Strip the pictures and reproduce the rest of the listing exactly.

┌─ DATA EXCERPT

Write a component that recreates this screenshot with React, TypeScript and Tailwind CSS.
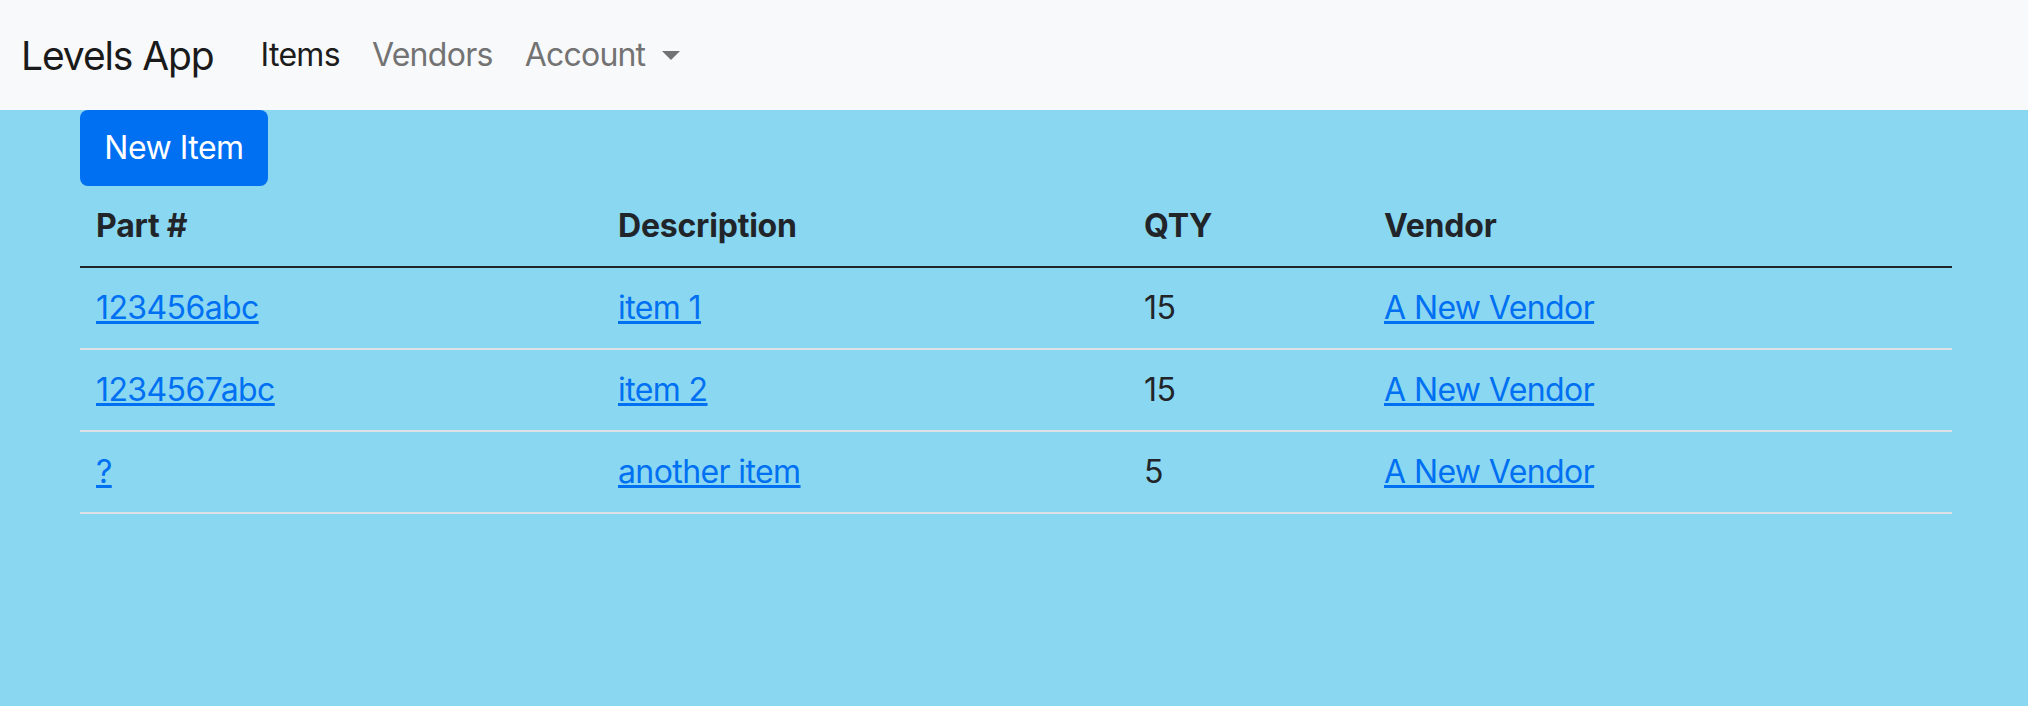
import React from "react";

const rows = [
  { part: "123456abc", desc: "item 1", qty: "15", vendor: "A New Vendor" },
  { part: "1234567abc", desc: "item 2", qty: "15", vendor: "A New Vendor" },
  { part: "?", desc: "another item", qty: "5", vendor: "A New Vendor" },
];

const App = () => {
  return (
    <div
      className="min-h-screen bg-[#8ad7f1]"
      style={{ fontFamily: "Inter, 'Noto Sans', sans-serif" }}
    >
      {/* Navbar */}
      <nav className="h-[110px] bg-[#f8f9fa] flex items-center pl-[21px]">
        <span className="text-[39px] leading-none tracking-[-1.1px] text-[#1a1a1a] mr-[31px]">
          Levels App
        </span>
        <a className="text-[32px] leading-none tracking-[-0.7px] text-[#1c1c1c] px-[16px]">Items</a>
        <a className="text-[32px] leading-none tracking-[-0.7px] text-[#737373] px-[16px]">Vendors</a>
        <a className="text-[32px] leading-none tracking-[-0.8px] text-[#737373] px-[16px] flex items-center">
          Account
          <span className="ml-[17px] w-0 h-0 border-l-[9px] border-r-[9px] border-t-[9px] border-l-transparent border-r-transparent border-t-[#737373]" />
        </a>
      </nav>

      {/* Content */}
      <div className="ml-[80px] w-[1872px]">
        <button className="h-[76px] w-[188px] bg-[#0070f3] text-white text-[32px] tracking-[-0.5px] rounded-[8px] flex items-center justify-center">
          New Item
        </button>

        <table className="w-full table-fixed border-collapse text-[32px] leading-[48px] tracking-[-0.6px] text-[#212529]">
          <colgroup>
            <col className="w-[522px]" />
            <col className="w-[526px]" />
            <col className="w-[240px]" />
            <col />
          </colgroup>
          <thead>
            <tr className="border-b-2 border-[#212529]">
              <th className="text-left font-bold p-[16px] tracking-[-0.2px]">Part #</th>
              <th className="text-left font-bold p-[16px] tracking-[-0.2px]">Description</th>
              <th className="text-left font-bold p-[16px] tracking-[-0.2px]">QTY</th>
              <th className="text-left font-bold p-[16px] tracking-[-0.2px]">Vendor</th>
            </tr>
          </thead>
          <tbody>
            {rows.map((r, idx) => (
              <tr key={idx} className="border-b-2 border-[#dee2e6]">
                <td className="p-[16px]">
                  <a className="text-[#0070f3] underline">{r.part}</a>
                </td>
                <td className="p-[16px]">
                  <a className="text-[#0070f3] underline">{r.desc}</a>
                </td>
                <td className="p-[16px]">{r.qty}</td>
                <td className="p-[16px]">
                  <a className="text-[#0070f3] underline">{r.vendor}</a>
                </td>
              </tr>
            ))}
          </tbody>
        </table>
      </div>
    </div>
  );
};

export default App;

└─

■ **RESULT OF THE EXERCISE**:
Write a component that recreates this screenshot with React, TypeScript and Tailwind CSS.
import React from "react";

const rows = [
  { part: "123456abc", desc: "item 1", qty: "15", vendor: "A New Vendor" },
  { part: "1234567abc", desc: "item 2", qty: "15", vendor: "A New Vendor" },
  { part: "?", desc: "another item", qty: "5", vendor: "A New Vendor" },
];

const App = () => {
  return (
    <div
      className="min-h-screen bg-[#8ad7f1]"
      style={{ fontFamily: "Inter, 'Noto Sans', sans-serif" }}
    >
      {/* Navbar */}
      <nav className="h-[110px] bg-[#f8f9fa] flex items-center pl-[21px]">
        <span className="text-[39px] leading-none tracking-[-1.1px] text-[#1a1a1a] mr-[31px]">
          Levels App
        </span>
        <a className="text-[32px] leading-none tracking-[-0.7px] text-[#1c1c1c] px-[16px]">Items</a>
        <a className="text-[32px] leading-none tracking-[-0.7px] text-[#737373] px-[16px]">Vendors</a>
        <a className="text-[32px] leading-none tracking-[-0.8px] text-[#737373] px-[16px] flex items-center">
          Account
          <span className="ml-[17px] w-0 h-0 border-l-[9px] border-r-[9px] border-t-[9px] border-l-transparent border-r-transparent border-t-[#737373]" />
        </a>
      </nav>

      {/* Content */}
      <div className="ml-[80px] w-[1872px]">
        <button className="h-[76px] w-[188px] bg-[#0070f3] text-white text-[32px] tracking-[-0.5px] rounded-[8px] flex items-center justify-center">
          New Item
        </button>

        <table className="w-full table-fixed border-collapse text-[32px] leading-[48px] tracking-[-0.6px] text-[#212529]">
          <colgroup>
            <col className="w-[522px]" />
            <col className="w-[526px]" />
            <col className="w-[240px]" />
            <col />
          </colgroup>
          <thead>
            <tr className="border-b-2 border-[#212529]">
              <th className="text-left font-bold p-[16px] tracking-[-0.2px]">Part #</th>
              <th className="text-left font-bold p-[16px] tracking-[-0.2px]">Description</th>
              <th className="text-left font-bold p-[16px] tracking-[-0.2px]">QTY</th>
              <th className="text-left font-bold p-[16px] tracking-[-0.2px]">Vendor</th>
            </tr>
          </thead>
          <tbody>
            {rows.map((r, idx) => (
              <tr key={idx} className="border-b-2 border-[#dee2e6]">
                <td className="p-[16px]">
                  <a className="text-[#0070f3] underline">{r.part}</a>
                </td>
                <td className="p-[16px]">
                  <a className="text-[#0070f3] underline">{r.desc}</a>
                </td>
                <td className="p-[16px]">{r.qty}</td>
                <td className="p-[16px]">
                  <a className="text-[#0070f3] underline">{r.vendor}</a>
                </td>
              </tr>
            ))}
          </tbody>
        </table>
      </div>
    </div>
  );
};

export default App;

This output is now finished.